Çetin Ay: “Hayat beni Avrupa’ya taşıdı ama gönlüm hep memleketimde kaldı”

TÜRKİYE BENİM KÖKÜM

Çetin Ay: “Hayat beni Avrupa’ya taşıdı ama gönlüm hep memleketimde kaldı”
GÜNDEM 19.06.2025 14:03:40 19 0

ÖZEL RÖPORTAJ

Almanya’da yaşayan iş insanı Çetin Ay, yalnızca ticaretteki başarılarıyla değil; Türkiye’ye olan derin bağlılığı ve istikrarlı duruşuyla da dikkat çeken bir isim. Almanya merkezli BWA’nın başkanı olan Ay, uluslararası yatırım ilişkileri, diaspora çalışmaları ve kalkınma odaklı girişimleriyle biliniyor.
Ancak onu asıl ayıran, hayatını kimseye göstermeye çalışmadan Türkiye’nin yararına adım adım çalışması.
Düsseldorf’ta bir araya geldiğimiz Ay, konuşurken ne siyasî polemik yapıyor ne slogan atıyor. Ama her cümlesi, ülkesine inanan bir insanın sadeliğiyle dolu.

Soru: Avrupa’daki uzun yıllarınıza rağmen Türkiye merkezli bir çaba içindesiniz. Bu yönelimi nasıl tanımlarsınız?

Ben bu topraklarda büyüdüm.
Anadolu’nun emeği, sabrı ve inancı içime işlemiş bir karakter taşıyorum.
Hayat beni Avrupa’ya taşıdı, orada çalıştım, başardım ama gönlüm hiçbir zaman uzaklaşmadı.
Her zaman şunu sordum kendime:

“Şimdi ben bunu Türkiye için nasıl anlamlı kılabilirim?”
Çünkü ben buraya karşı sadece bir aidiyet değil, bir sorumluluk taşıyorum.

Soru: Siyasetten uzak durduğunuzu söylüyorsunuz ama kamuoyunda fikirleriniz dikkat çekiyor. Bu dengeyi nasıl kuruyorsunuz?

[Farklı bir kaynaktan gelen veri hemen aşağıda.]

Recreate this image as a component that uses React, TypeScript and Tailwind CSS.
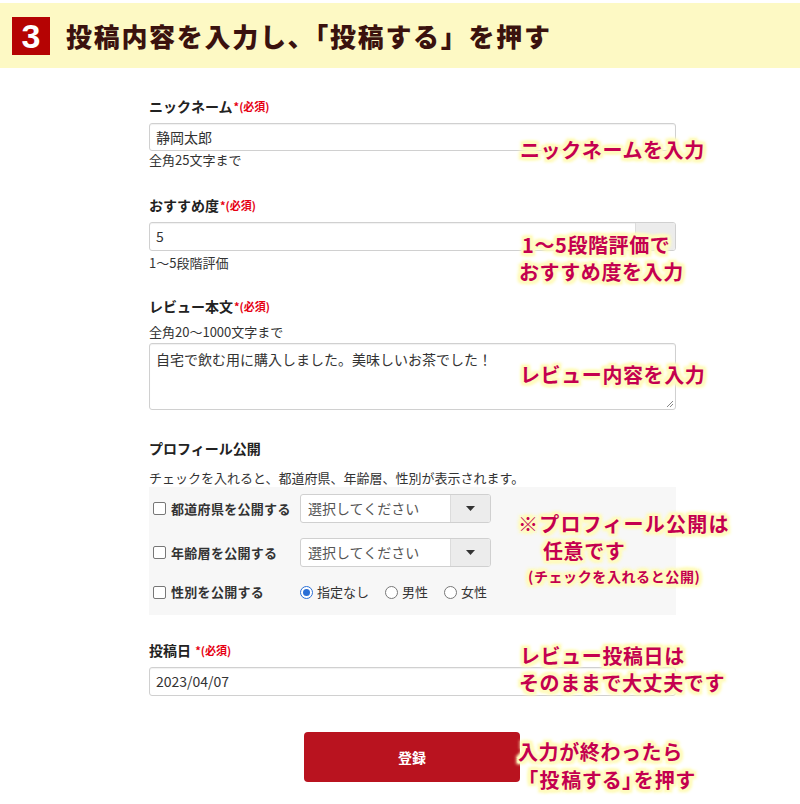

Ben kimseyle yarışmıyorum.
Görünür olmak gibi bir amacım hiç olmadı.
Ama şunu biliyorum: Türkiye’nin geleceği hepimizin omzunda.
Konuşurken saygılı olmak, eleştirirken çözüm üretmek… Bence asıl sorumluluk budur.
Ben siyaset yapmıyorum çünkü kimseye bağlı değilim.
Ama ülkem için elimden gelen her katkıyı sunmak, benim için bir görevdir.

Soru: Türkiye’ye dair konuşurken “millet” kelimesi yerine daha insani bir bağ kuruyorsunuz. Bilinçli mi bu yaklaşım?

Elbette.
Benim anlayışımda millet; sadece bir kavram değil, hayattaki karşılığı olan insanlardır.
Bir çocuk, bir usta, bir öğretmen, bir çiftçi…
Kime kalbim ısınıyorsa, kim için içim kıpırdıyorsa; ben onunla bir bütünüm.
Kökenine, kimliğine değil; samimiyetine bakarım.
Bu topraklarda nefes alan, alın teri döken, hayal kuran herkesin geleceğine değer veriyorum.

Soru: Avrupa’daki ilişkileriniz Türkiye’ye nasıl katkı sunabilir?

Dış dünya Türkiye’yi sadece rakamlarla okumuyor.
Türkiye güven verirse, yatırım da gelir, ortaklık da büyür.
Ben burada Türkiye adına temaslar yürütüyorum ama bunu bir görev edasıyla değil, doğal bir sorumluluk hissiyle yapıyorum.
Bazen bir görüşme, bazen bir masa, bazen sadece bir fikir alışverişi…
Bunların hepsi yarın Türkiye’nin elini güçlendirebilir.

Soru: Kendinizi bir cümleyle tanıtmanız gerekse, ne dersiniz?

Ben bu topraklardan doğmuş, çalışmış, öğrenmiş ama özünü asla unutmamış biriyim.
Almanya’da yaşıyor olabilirim ama her düşüncem, her adımım Türkiye’ye dönüktür.
Benim için önemli olan şey; gürültü değil, katkı üretmektir.
İstikrar, güven, kalkınma gibi değerlerin kıymetini bilen herkesle aynı masada olmaya hazırım.